Les propositions « vont faire l’objet d’un examen attentif par les ministères compétents », a indiqué Matignon dans un communiqué, qui en retient déjà une bonne partie. Une série de recommandations visait notamment à consolider la procédure de dédommagement des malades et ayants droit, en dressant le constat que la précédente législation, jugée trop restrictive, « n’a pas permis d’indemniser un nombre significatif de personnes ».
Le rapport est le fruit du travail de la commission de cadrage de la loi indemnisant les victimes des essais nucléaires (loi Morin de 2010), installée en mai dernier, dans le sillage de la loi Égalité réelle Outre-mer (Erom) de février 2017. Elle est composée de 12 membres, dont six personnalités qualifiées, trois sénateurs et trois députés, dont trois parlementaires polynésiens.
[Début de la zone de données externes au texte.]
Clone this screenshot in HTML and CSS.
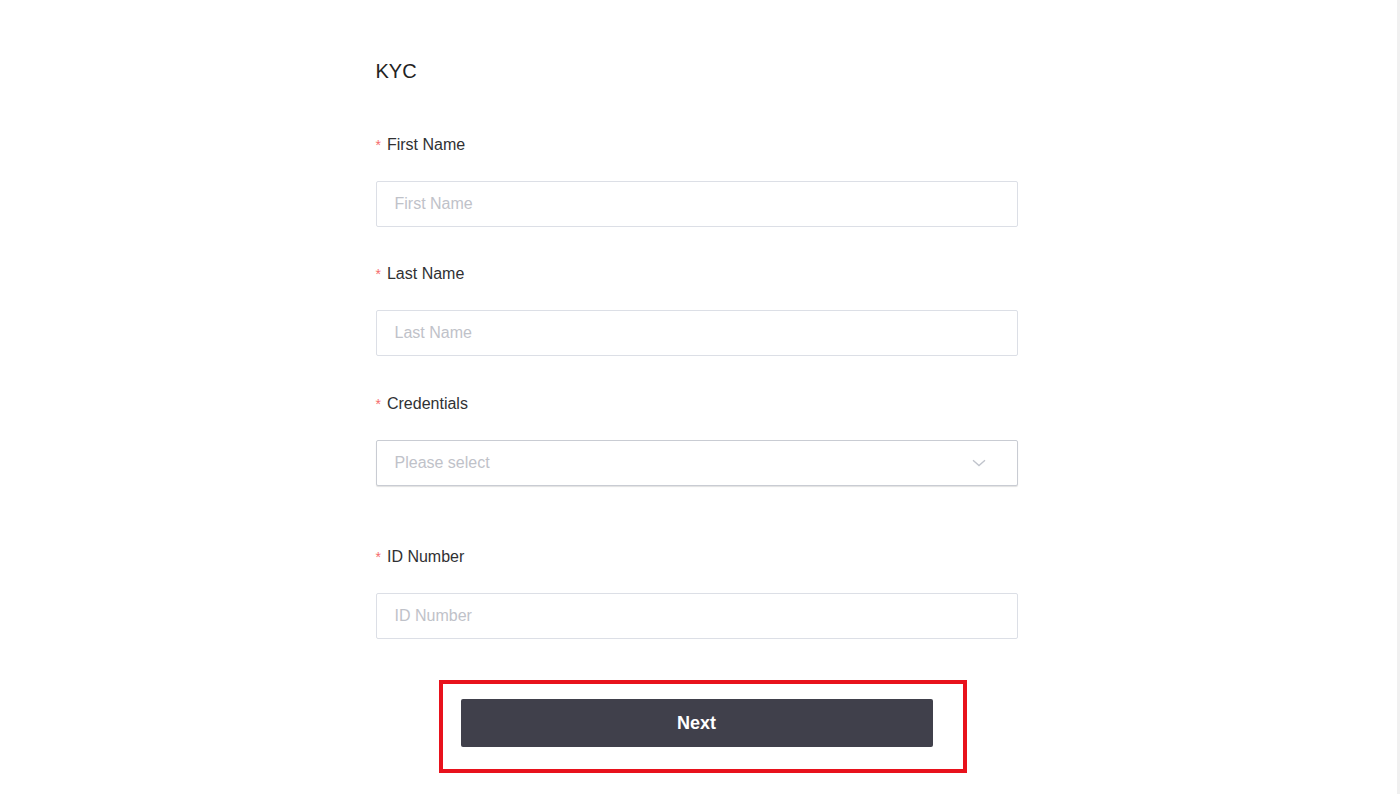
FILE: index.html
```html
<!DOCTYPE html>
<html lang="en">
<head>
<meta charset="utf-8">
<title>KYC</title>
<link rel="stylesheet" href="styles.css">
</head>
<body>
<div class="page">
  <form class="kyc-form">
    <h1 class="title">KYC</h1>

    <div class="form-item">
      <label class="label"><span class="req">*</span>First Name</label>
      <input class="input" type="text" placeholder="First Name">
    </div>

    <div class="form-item">
      <label class="label"><span class="req">*</span>Last Name</label>
      <input class="input" type="text" placeholder="Last Name">
    </div>

    <div class="form-item form-item-select">
      <label class="label"><span class="req">*</span>Credentials</label>
      <div class="select">
        <span class="select-placeholder">Please select</span>
        <svg class="chevron" width="14" height="8" viewBox="0 0 14 8" aria-hidden="true">
          <path d="M1 1.2 L7 6.6 L13 1.2" fill="none" stroke="#c0c4cc" stroke-width="1.3"/>
        </svg>
      </div>
    </div>

    <div class="form-item">
      <label class="label"><span class="req">*</span>ID Number</label>
      <input class="input" type="text" placeholder="ID Number">
    </div>

    <div class="actions">
      <div class="btn-wrap">
        <button class="btn" type="button">Next</button>
        <span class="highlight"></span>
      </div>
    </div>
  </form>
</div>
</body>
</html>
```

FILE: styles.css
```css
* { box-sizing: border-box; }

html, body {
  margin: 0;
  padding: 0;
  background: #ffffff;
}

body {
  font-family: "Liberation Sans", Arial, sans-serif;
  color: #303133;
}

.page {
  display: flex;
  justify-content: center;
  min-height: 794px;
  padding: 57px 4px 0 0;
  border-right: 3px solid #f0f0f0;
}

.kyc-form {
  width: 642px;
  display: flex;
  flex-direction: column;
}

.title {
  margin: 0;
  font-size: 20px;
  line-height: 28px;
  font-weight: normal;
  color: #222222;
}

.form-item {
  display: flex;
  flex-direction: column;
  gap: 25px;
  margin-top: 34px;
}

.title + .form-item {
  margin-top: 47px;
}

.form-item-select {
  margin-top: 35px;
}

.form-item-select + .form-item {
  margin-top: 58px;
}

.label {
  font-size: 16px;
  line-height: 24px;
  padding-top: 1px;
  margin-bottom: -1px;
  color: #303133;
}

.req {
  color: #f56c6c;
  font-size: 14px;
  margin-right: 6px;
  vertical-align: 0;
}

.input {
  height: 46px;
  width: 100%;
  margin: 0;
  padding: 0 18px;
  border: 1px solid #dcdfe6;
  border-radius: 2px;
  font-family: "Liberation Sans", Arial, sans-serif;
  font-size: 16px;
  color: #303133;
  background: #fff;
  outline: none;
}

.input::placeholder {
  color: #bfc2c9;
}

.select {
  height: 46px;
  display: flex;
  align-items: center;
  justify-content: space-between;
  padding: 0 31px 0 18px;
  border: 1px solid #c9ccd3;
  border-radius: 2px;
  box-shadow: 0 1px 1px rgba(0, 0, 0, 0.12);
  background: #fff;
}

.select-placeholder {
  font-size: 16px;
  color: #bfc2c9;
}

.chevron {
  display: block;
}

.actions {
  display: flex;
  justify-content: center;
  margin-top: 60px;
}

.btn-wrap {
  position: relative;
}

.btn {
  display: block;
  width: 472px;
  height: 48px;
  border: none;
  border-radius: 2px;
  background: #40404b;
  color: #ffffff;
  font-family: "Liberation Sans", Arial, sans-serif;
  font-size: 18px;
  font-weight: bold;
  cursor: pointer;
}

.highlight {
  position: absolute;
  left: -22px;
  top: -19px;
  right: -34px;
  bottom: -26px;
  border: 4px solid #e8121c;
  pointer-events: none;
}
```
La sénatrice de Polynésie, Lana Tetuanui, préside cette commission. De 1966 à 1996, les atolls de Mururoa et Fangataufa ont été le théâtre de 193 essais nucléaires qui ont eu des effets sur la santé et l’environnement des populations.
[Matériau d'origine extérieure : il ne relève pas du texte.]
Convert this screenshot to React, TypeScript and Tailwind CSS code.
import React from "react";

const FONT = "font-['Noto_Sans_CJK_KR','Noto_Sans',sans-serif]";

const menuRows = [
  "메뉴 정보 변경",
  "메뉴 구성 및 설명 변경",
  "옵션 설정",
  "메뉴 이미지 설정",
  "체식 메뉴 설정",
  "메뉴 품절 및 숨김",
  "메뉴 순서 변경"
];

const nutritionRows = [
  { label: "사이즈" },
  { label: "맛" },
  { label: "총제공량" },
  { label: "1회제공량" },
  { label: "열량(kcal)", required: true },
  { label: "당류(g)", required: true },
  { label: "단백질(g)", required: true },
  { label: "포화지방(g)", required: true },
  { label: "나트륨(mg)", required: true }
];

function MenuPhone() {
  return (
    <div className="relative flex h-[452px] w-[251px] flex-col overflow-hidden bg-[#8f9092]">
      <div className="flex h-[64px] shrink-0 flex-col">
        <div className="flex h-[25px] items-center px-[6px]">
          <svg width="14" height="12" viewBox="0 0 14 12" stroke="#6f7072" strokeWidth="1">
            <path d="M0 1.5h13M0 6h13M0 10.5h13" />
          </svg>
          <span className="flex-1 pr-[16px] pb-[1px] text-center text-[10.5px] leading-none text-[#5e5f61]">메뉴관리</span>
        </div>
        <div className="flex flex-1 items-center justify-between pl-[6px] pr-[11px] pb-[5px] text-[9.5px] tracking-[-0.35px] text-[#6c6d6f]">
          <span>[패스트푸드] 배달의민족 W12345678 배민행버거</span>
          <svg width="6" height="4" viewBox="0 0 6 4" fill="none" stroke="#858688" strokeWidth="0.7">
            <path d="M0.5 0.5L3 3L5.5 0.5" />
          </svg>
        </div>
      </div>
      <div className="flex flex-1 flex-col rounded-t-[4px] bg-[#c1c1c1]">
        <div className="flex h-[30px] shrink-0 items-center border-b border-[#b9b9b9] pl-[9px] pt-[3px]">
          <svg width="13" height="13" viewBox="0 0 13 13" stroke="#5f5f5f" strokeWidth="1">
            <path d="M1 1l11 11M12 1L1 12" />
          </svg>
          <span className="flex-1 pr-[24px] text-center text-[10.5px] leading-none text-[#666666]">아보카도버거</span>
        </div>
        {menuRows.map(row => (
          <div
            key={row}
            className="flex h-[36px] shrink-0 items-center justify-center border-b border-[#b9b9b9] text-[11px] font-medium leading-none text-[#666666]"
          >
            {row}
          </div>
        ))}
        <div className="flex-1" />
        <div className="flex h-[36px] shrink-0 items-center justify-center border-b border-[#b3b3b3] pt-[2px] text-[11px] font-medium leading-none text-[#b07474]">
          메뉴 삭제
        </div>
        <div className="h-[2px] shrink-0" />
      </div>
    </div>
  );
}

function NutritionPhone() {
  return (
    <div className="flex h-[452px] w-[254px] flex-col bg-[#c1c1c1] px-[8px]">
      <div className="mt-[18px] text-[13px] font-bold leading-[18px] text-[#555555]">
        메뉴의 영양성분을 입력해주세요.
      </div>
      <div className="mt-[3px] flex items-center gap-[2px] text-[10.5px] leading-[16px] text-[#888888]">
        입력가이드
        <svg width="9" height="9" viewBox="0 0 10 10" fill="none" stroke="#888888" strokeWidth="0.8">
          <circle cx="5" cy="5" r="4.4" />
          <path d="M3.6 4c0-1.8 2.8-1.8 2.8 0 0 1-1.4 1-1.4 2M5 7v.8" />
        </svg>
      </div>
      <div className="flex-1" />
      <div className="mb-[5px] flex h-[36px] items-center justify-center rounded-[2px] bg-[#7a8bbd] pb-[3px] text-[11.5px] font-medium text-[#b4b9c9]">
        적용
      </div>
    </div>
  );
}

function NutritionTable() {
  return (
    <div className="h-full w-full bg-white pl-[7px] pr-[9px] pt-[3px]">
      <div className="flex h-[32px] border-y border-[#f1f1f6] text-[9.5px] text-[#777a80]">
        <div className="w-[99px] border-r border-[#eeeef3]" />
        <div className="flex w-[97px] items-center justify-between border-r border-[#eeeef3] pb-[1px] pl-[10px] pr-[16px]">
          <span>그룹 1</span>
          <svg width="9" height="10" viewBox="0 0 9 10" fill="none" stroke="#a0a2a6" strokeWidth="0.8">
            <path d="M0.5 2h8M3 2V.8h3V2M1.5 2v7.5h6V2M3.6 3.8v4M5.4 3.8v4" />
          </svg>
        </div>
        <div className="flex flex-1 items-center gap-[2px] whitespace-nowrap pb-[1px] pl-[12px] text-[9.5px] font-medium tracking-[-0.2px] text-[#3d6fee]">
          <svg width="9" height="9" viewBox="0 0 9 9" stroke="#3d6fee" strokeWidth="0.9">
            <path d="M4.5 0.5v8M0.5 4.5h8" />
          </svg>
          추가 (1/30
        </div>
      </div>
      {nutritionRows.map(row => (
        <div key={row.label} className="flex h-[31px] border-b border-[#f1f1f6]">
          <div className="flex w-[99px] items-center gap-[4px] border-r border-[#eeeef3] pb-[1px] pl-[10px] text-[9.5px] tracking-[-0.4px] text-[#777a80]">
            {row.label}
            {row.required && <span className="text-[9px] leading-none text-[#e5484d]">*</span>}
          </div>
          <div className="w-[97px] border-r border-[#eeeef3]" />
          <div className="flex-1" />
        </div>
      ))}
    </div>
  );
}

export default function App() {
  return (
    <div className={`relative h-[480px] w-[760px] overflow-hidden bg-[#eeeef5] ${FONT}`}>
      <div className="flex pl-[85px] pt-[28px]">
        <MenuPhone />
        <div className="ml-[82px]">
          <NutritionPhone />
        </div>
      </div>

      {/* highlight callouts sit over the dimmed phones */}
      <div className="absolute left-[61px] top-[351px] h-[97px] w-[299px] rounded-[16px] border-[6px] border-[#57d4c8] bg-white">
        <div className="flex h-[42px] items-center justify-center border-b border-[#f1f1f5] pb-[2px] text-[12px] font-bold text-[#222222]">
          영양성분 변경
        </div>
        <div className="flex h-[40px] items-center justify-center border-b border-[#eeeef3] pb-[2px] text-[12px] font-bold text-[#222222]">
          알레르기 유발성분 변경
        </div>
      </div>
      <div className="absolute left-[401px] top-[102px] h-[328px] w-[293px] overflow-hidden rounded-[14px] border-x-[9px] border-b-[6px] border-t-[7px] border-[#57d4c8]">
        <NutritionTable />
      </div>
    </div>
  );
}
La commission propose ainsi qu’un amendement législatif soit déposé pour entériner la méthodologie appliquée par le Comité d’indemnisation des victimes des essais nucléaires (Civen) depuis janvier 2018. L’organisme, s’appuyant sur le code de la santé publique, retient désormais le seuil d’exposition d’un millisievert par an (1 mSv) pour pouvoir ouvrir une procédure, même si « cette limite est très éloignée du seuil de dangerosité ». « C’est-à-dire la dose maximale admise pour le public par la législation française, sur la base des règles européennes et des recommandations internationales », a expliqué Lana Tetuanui. « Le gouvernement retient la proposition de la commission de modifier la loi du 5 janvier 2010″, selon Matignon.
Cet abaissement du seuil a d’ores et déjà permis au Civen d’admettre, en 2018, 115 dossiers d’indemnisation, dont 48 résidents polynésiens, contre 22 sur la période 2010-2017, dont 9 résidents polynésiens.La commission plaide également pour le dépôt d’un amendement destiné à prolonger jusqu’à la fin décembre 2021 le délai pour déposer un dossier d’indemnisation.
Le gouvernement va « étendre la durée ouverte aux ayants droits de victimes décédées avant 2018 pour formuler une demande d’indemnisation », indique encore Matignon, qui retient également la proposition d’étendre le délai pour contester les décisions négatives du Civen, prises avant la loi Erom de février 2017. Parmi les autres mesures, Matignon soutient également la création d’un guichet unique à Papeete. Quant au Civen, il « disposera des moyens lui permettant d’accomplir sa mission dans des délais raisonnables », a assuré Matignon.
Au titre des mesures mémorielles et de reconnaissance, la commission plaide pour la mise en place d’une « médaille commémorative spécifique aux essais nucléaires pour les travailleurs et vétérans », attribuables également aux 17 essais nucléaires au Sahara algérien entre 1960 et 1966. Elle propose également la prise en charge des frais de transport inter-îles en Polynésie pour les malades devant rencontrer des médecins experts. Et que l’accès soit facilité à l’atoll de Mururoa pour les scolaires. Mercredi dernier, l’Assemblée nationale a aussi voté la cession par l’État à la Polynésie du bâtiment nécessaire à la réalisation du « centre de mémoire » des essais nucléaires, une demande du rapport.
« Nous sommes rassurés par les réponses apportées par le Premier ministre », s’est réjouie la sénatrice Lana Tetuanui, venue présenter les recommandations de la commission avec le président polynésien Édouard Fritch. « Le Premier ministre s’est félicité du travail mené par la commission », a commenté la ministre des Outre-mer Annick Girardin.